An exact copy of every record is needed.

START

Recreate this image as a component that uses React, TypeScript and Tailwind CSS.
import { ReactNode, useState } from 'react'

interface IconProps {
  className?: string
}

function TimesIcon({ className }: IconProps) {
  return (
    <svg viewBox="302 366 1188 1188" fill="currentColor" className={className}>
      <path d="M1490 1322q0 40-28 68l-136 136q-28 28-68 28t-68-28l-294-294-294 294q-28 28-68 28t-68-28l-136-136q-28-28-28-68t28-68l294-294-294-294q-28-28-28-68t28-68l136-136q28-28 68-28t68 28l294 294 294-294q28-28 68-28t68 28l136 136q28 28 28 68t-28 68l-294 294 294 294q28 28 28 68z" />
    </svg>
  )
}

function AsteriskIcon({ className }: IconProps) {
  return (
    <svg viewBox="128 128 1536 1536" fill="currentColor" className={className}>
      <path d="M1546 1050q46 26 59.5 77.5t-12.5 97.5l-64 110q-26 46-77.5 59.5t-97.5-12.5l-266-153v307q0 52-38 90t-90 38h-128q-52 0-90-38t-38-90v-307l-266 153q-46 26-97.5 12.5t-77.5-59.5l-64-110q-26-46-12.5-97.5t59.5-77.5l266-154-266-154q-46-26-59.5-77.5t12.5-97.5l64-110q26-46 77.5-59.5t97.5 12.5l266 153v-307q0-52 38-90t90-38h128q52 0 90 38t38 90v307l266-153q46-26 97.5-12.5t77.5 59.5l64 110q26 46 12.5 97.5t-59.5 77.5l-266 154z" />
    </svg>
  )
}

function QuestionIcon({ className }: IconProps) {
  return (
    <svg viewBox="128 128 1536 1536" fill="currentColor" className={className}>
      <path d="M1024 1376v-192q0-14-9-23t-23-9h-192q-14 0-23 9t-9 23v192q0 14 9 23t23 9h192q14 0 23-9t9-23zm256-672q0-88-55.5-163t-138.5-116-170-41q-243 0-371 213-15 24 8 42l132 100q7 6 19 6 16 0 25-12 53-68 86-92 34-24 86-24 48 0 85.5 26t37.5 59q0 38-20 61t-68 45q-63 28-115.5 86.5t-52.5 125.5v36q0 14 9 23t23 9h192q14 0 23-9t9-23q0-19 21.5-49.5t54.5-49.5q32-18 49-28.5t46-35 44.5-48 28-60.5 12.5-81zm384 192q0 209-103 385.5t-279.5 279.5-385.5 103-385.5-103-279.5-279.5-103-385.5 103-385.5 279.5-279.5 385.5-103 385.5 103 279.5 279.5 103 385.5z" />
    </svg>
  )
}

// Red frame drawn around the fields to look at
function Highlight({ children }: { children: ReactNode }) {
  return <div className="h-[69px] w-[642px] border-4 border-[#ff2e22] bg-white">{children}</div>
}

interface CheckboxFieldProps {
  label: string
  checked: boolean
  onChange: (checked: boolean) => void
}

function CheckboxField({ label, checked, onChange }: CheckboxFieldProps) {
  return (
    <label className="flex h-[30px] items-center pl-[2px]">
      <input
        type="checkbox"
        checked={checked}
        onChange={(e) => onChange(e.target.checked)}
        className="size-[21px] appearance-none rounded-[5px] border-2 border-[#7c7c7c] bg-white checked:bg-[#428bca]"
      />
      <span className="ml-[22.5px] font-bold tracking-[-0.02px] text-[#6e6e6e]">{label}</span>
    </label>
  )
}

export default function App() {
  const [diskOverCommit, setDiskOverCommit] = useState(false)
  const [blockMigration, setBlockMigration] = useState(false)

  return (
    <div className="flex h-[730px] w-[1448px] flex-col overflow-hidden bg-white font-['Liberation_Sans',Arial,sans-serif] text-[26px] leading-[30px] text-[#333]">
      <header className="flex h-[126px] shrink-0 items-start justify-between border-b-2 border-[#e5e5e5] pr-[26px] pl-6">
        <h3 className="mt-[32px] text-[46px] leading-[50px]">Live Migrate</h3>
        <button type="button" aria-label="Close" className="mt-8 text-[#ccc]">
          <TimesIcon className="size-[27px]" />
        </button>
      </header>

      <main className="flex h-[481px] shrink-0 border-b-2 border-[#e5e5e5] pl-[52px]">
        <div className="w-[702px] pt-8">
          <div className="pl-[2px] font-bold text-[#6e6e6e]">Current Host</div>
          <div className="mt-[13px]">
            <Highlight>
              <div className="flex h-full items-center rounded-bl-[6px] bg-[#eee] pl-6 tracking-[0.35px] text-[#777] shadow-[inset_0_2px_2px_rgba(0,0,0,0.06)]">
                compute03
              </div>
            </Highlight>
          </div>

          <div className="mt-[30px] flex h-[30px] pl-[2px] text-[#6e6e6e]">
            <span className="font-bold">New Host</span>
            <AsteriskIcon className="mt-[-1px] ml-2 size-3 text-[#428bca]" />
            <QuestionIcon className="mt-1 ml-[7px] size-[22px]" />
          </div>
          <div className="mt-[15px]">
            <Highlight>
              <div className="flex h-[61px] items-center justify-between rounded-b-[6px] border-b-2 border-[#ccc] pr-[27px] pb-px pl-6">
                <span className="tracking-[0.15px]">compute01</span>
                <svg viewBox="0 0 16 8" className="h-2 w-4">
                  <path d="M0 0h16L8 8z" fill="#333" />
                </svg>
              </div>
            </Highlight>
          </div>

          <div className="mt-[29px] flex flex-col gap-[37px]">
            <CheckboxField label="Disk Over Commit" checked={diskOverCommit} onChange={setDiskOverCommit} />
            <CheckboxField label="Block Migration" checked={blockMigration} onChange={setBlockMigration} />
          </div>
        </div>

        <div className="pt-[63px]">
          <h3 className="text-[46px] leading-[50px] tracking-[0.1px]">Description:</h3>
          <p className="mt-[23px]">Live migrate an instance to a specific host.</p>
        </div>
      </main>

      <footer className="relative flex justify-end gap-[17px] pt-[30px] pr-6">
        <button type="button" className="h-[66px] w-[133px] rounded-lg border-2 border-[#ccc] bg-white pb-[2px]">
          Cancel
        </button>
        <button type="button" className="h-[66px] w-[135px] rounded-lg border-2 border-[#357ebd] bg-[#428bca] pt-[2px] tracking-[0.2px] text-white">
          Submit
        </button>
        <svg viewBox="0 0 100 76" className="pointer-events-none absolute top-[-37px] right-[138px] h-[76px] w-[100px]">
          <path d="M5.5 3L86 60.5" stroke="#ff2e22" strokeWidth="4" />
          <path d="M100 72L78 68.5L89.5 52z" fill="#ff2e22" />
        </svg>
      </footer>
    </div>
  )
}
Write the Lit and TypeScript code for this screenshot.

END

» **WRITTEN SOLUTION**
Recreate this image as a component that uses React, TypeScript and Tailwind CSS.
import { ReactNode, useState } from 'react'

interface IconProps {
  className?: string
}

function TimesIcon({ className }: IconProps) {
  return (
    <svg viewBox="302 366 1188 1188" fill="currentColor" className={className}>
      <path d="M1490 1322q0 40-28 68l-136 136q-28 28-68 28t-68-28l-294-294-294 294q-28 28-68 28t-68-28l-136-136q-28-28-28-68t28-68l294-294-294-294q-28-28-28-68t28-68l136-136q28-28 68-28t68 28l294 294 294-294q28-28 68-28t68 28l136 136q28 28 28 68t-28 68l-294 294 294 294q28 28 28 68z" />
    </svg>
  )
}

function AsteriskIcon({ className }: IconProps) {
  return (
    <svg viewBox="128 128 1536 1536" fill="currentColor" className={className}>
      <path d="M1546 1050q46 26 59.5 77.5t-12.5 97.5l-64 110q-26 46-77.5 59.5t-97.5-12.5l-266-153v307q0 52-38 90t-90 38h-128q-52 0-90-38t-38-90v-307l-266 153q-46 26-97.5 12.5t-77.5-59.5l-64-110q-26-46-12.5-97.5t59.5-77.5l266-154-266-154q-46-26-59.5-77.5t12.5-97.5l64-110q26-46 77.5-59.5t97.5 12.5l266 153v-307q0-52 38-90t90-38h128q52 0 90 38t38 90v307l266-153q46-26 97.5-12.5t77.5 59.5l64 110q26 46 12.5 97.5t-59.5 77.5l-266 154z" />
    </svg>
  )
}

function QuestionIcon({ className }: IconProps) {
  return (
    <svg viewBox="128 128 1536 1536" fill="currentColor" className={className}>
      <path d="M1024 1376v-192q0-14-9-23t-23-9h-192q-14 0-23 9t-9 23v192q0 14 9 23t23 9h192q14 0 23-9t9-23zm256-672q0-88-55.5-163t-138.5-116-170-41q-243 0-371 213-15 24 8 42l132 100q7 6 19 6 16 0 25-12 53-68 86-92 34-24 86-24 48 0 85.5 26t37.5 59q0 38-20 61t-68 45q-63 28-115.5 86.5t-52.5 125.5v36q0 14 9 23t23 9h192q14 0 23-9t9-23q0-19 21.5-49.5t54.5-49.5q32-18 49-28.5t46-35 44.5-48 28-60.5 12.5-81zm384 192q0 209-103 385.5t-279.5 279.5-385.5 103-385.5-103-279.5-279.5-103-385.5 103-385.5 279.5-279.5 385.5-103 385.5 103 279.5 279.5 103 385.5z" />
    </svg>
  )
}

// Red frame drawn around the fields to look at
function Highlight({ children }: { children: ReactNode }) {
  return <div className="h-[69px] w-[642px] border-4 border-[#ff2e22] bg-white">{children}</div>
}

interface CheckboxFieldProps {
  label: string
  checked: boolean
  onChange: (checked: boolean) => void
}

function CheckboxField({ label, checked, onChange }: CheckboxFieldProps) {
  return (
    <label className="flex h-[30px] items-center pl-[2px]">
      <input
        type="checkbox"
        checked={checked}
        onChange={(e) => onChange(e.target.checked)}
        className="size-[21px] appearance-none rounded-[5px] border-2 border-[#7c7c7c] bg-white checked:bg-[#428bca]"
      />
      <span className="ml-[22.5px] font-bold tracking-[-0.02px] text-[#6e6e6e]">{label}</span>
    </label>
  )
}

export default function App() {
  const [diskOverCommit, setDiskOverCommit] = useState(false)
  const [blockMigration, setBlockMigration] = useState(false)

  return (
    <div className="flex h-[730px] w-[1448px] flex-col overflow-hidden bg-white font-['Liberation_Sans',Arial,sans-serif] text-[26px] leading-[30px] text-[#333]">
      <header className="flex h-[126px] shrink-0 items-start justify-between border-b-2 border-[#e5e5e5] pr-[26px] pl-6">
        <h3 className="mt-[32px] text-[46px] leading-[50px]">Live Migrate</h3>
        <button type="button" aria-label="Close" className="mt-8 text-[#ccc]">
          <TimesIcon className="size-[27px]" />
        </button>
      </header>

      <main className="flex h-[481px] shrink-0 border-b-2 border-[#e5e5e5] pl-[52px]">
        <div className="w-[702px] pt-8">
          <div className="pl-[2px] font-bold text-[#6e6e6e]">Current Host</div>
          <div className="mt-[13px]">
            <Highlight>
              <div className="flex h-full items-center rounded-bl-[6px] bg-[#eee] pl-6 tracking-[0.35px] text-[#777] shadow-[inset_0_2px_2px_rgba(0,0,0,0.06)]">
                compute03
              </div>
            </Highlight>
          </div>

          <div className="mt-[30px] flex h-[30px] pl-[2px] text-[#6e6e6e]">
            <span className="font-bold">New Host</span>
            <AsteriskIcon className="mt-[-1px] ml-2 size-3 text-[#428bca]" />
            <QuestionIcon className="mt-1 ml-[7px] size-[22px]" />
          </div>
          <div className="mt-[15px]">
            <Highlight>
              <div className="flex h-[61px] items-center justify-between rounded-b-[6px] border-b-2 border-[#ccc] pr-[27px] pb-px pl-6">
                <span className="tracking-[0.15px]">compute01</span>
                <svg viewBox="0 0 16 8" className="h-2 w-4">
                  <path d="M0 0h16L8 8z" fill="#333" />
                </svg>
              </div>
            </Highlight>
          </div>

          <div className="mt-[29px] flex flex-col gap-[37px]">
            <CheckboxField label="Disk Over Commit" checked={diskOverCommit} onChange={setDiskOverCommit} />
            <CheckboxField label="Block Migration" checked={blockMigration} onChange={setBlockMigration} />
          </div>
        </div>

        <div className="pt-[63px]">
          <h3 className="text-[46px] leading-[50px] tracking-[0.1px]">Description:</h3>
          <p className="mt-[23px]">Live migrate an instance to a specific host.</p>
        </div>
      </main>

      <footer className="relative flex justify-end gap-[17px] pt-[30px] pr-6">
        <button type="button" className="h-[66px] w-[133px] rounded-lg border-2 border-[#ccc] bg-white pb-[2px]">
          Cancel
        </button>
        <button type="button" className="h-[66px] w-[135px] rounded-lg border-2 border-[#357ebd] bg-[#428bca] pt-[2px] tracking-[0.2px] text-white">
          Submit
        </button>
        <svg viewBox="0 0 100 76" className="pointer-events-none absolute top-[-37px] right-[138px] h-[76px] w-[100px]">
          <path d="M5.5 3L86 60.5" stroke="#ff2e22" strokeWidth="4" />
          <path d="M100 72L78 68.5L89.5 52z" fill="#ff2e22" />
        </svg>
      </footer>
    </div>
  )
}
Write the Lit and TypeScript code for this screenshot.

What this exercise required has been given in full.